The term false dawn, contrasted with true dawn, denotes a hopeful sign that proves illusory in the following two texts:

1-: The Wishing-Gate, a short story published in Blackwood’s Edinburgh Magazine (Edinburgh: William Blackwood – London: T. Cadell) of January 1830:

“It is thus with those who have not drunk freely of the waters of life—whose dawn, Lady, of religion in their souls, has been like unto the false dawn, common, as I have heard or read, in Eastern countries, which appears an hour or two before the true dawn comes; but the true dawn does come—and so it will, by God’s grace, to those poor bewildered ones who are feeling out a way for themselves, till He pleases to shew them better, by His ministers, or by any other of His many means. But thy true dawn is already risen, and thy day is begun.”

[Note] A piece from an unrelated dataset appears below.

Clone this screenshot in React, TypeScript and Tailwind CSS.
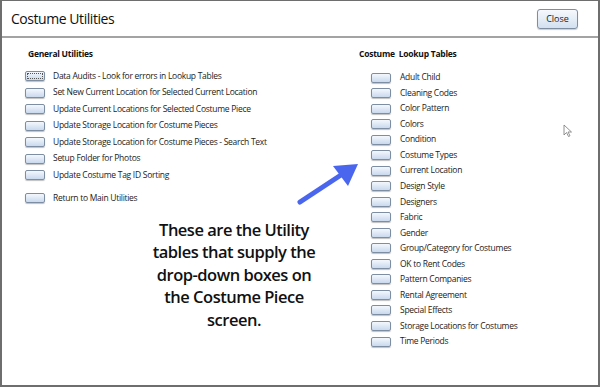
const general = [
  "Data Audits - Look for errors in Lookup Tables",
  "Set New Current Location for Selected Current Location",
  "Update Current Locations for Selected Costume Piece",
  "Update Storage Location for Costume Pieces",
  "Update Storage Location for Costume Pieces - Search Text",
  "Setup Folder for Photos",
  "Update Costume Tag ID Sorting",
];

const lookups = [
  "Adult Child",
  "Cleaning Codes",
  "Color Pattern",
  "Colors",
  "Condition",
  "Costume Types",
  "Current Location",
  "Design Style",
  "Designers",
  "Fabric",
  "Gender",
  "Group/Category for Costumes",
  "OK to Rent Codes",
  "Pattern Companies",
  "Rental Agreement",
  "Special Effects",
  "Storage Locations for Costumes",
  "Time Periods",
];

const note = [
  "These are the Utility",
  "tables that supply the",
  "drop-down boxes on",
  "the Costume Piece",
  "screen.",
];

const font = { fontFamily: '"Open Sans", "Noto Sans", sans-serif' };

const Btn = ({ focus }: { focus?: boolean }) => (
  <div className="w-[20px] h-[10px] rounded-[2px] border border-[#7d8ea3] bg-gradient-to-b from-[#f4f8fd] to-[#c9d9ee] shadow-[0_1px_1px_rgba(0,0,0,0.25)] flex items-center justify-center shrink-0">
    {focus && <div className="w-[16px] h-[6px] border border-dotted border-[#555]" />}
  </div>
);

const App = () => {
  return (
    <div className="w-[600px] h-[387px] bg-white border-t border-l-2 border-r-2 border-b-2 border-[#6e6e6e] flex flex-col relative overflow-hidden" style={font}>
      <div className="h-[37px] flex items-center justify-between pl-[9px] pr-[20px] border-b-2 border-[#a3a3a3] shrink-0">
        <h1 className="text-[14px] text-[#111] tracking-[-0.45px]">Costume Utilities</h1>
        <button className="w-[41px] h-[20px] rounded-[3px] border border-[#7f8da0] bg-gradient-to-b from-[#f6f9fd] to-[#d3e0f0] text-[9px] text-[#222] shadow-[0_1px_1px_rgba(0,0,0,0.2)]">
          Close
        </button>
      </div>

      <div className="flex flex-1">
        <div className="w-[355px] pl-[23px] pt-[10px] flex flex-col">
          <h2 className="text-[8.5px] font-bold text-[#111] ml-[3px] h-[12px] leading-[12px] tracking-[-0.25px]">General Utilities</h2>
          <div className="mt-[8px] flex flex-col">
            {general.map((g, i) => (
              <div key={g} className="h-[16.5px] flex items-center gap-[8px]">
                <Btn focus={i === 0} />
                <span className="text-[8.5px] text-[#222] whitespace-nowrap tracking-[-0.28px]">{g}</span>
              </div>
            ))}
            <div className="h-[16.5px] mt-[6.5px] flex items-center gap-[8px]">
              <Btn />
              <span className="text-[8.5px] text-[#222] whitespace-nowrap tracking-[-0.28px]">Return to Main Utilities</span>
            </div>
          </div>

          <div className="mt-[12px] w-[220px] ml-[99px] flex flex-col items-center text-[16.5px] leading-[22.6px] font-semibold text-[#111] tracking-[-0.5px]">
            {note.map((n) => (
              <span key={n} className="whitespace-nowrap">{n}</span>
            ))}
          </div>
        </div>

        <div className="flex-1 pt-[10px] flex flex-col">
          <h2 className="text-[8.5px] font-bold text-[#111] ml-[2px] h-[12px] leading-[12px] whitespace-pre tracking-[-0.25px]">Costume  Lookup Tables</h2>
          <div className="mt-[10px] ml-[14px] flex flex-col">
            {lookups.map((l) => (
              <div key={l} className="h-[15.53px] flex items-center gap-[9px]">
                <Btn />
                <span className="text-[8.5px] text-[#222] whitespace-nowrap tracking-[-0.28px]">{l}</span>
              </div>
            ))}
          </div>
        </div>
      </div>

      <svg className="absolute left-[290px] top-[155px]" width="72" height="54" viewBox="0 0 72 54">
        <line x1="8" y1="46" x2="52" y2="17" stroke="#4a66ef" strokeWidth="5" strokeLinecap="round" />
        <polygon points="66,8 41,10 56,30" fill="#4a66ef" />
      </svg>

      <svg className="absolute left-[561px] top-[123px]" width="10" height="14" viewBox="0 0 10 14">
        <path d="M1 1 L1 11 L3.5 8.5 L5.5 12.5 L7 11.8 L5 8 L8.5 8 Z" fill="white" stroke="#777" strokeWidth="0.8" />
      </svg>
    </div>
  );
};

export default App;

2-: A letter dated 17th December 1836, published in Letters on Egypt, Edom, and the Holy Land (London: Henry Colburn, 1838), by Alexander Lindsay (1812-1880), Earl of Crawford:

I fear there is no hope for Egypt—at least, at present. There is a gleam in the sky, as if the light of civilization were about to rise, but, like the false dawn in India, it will fade away, and deeper darkness will succeed. Yet the true dawn will come at last, and brighten into perfect day.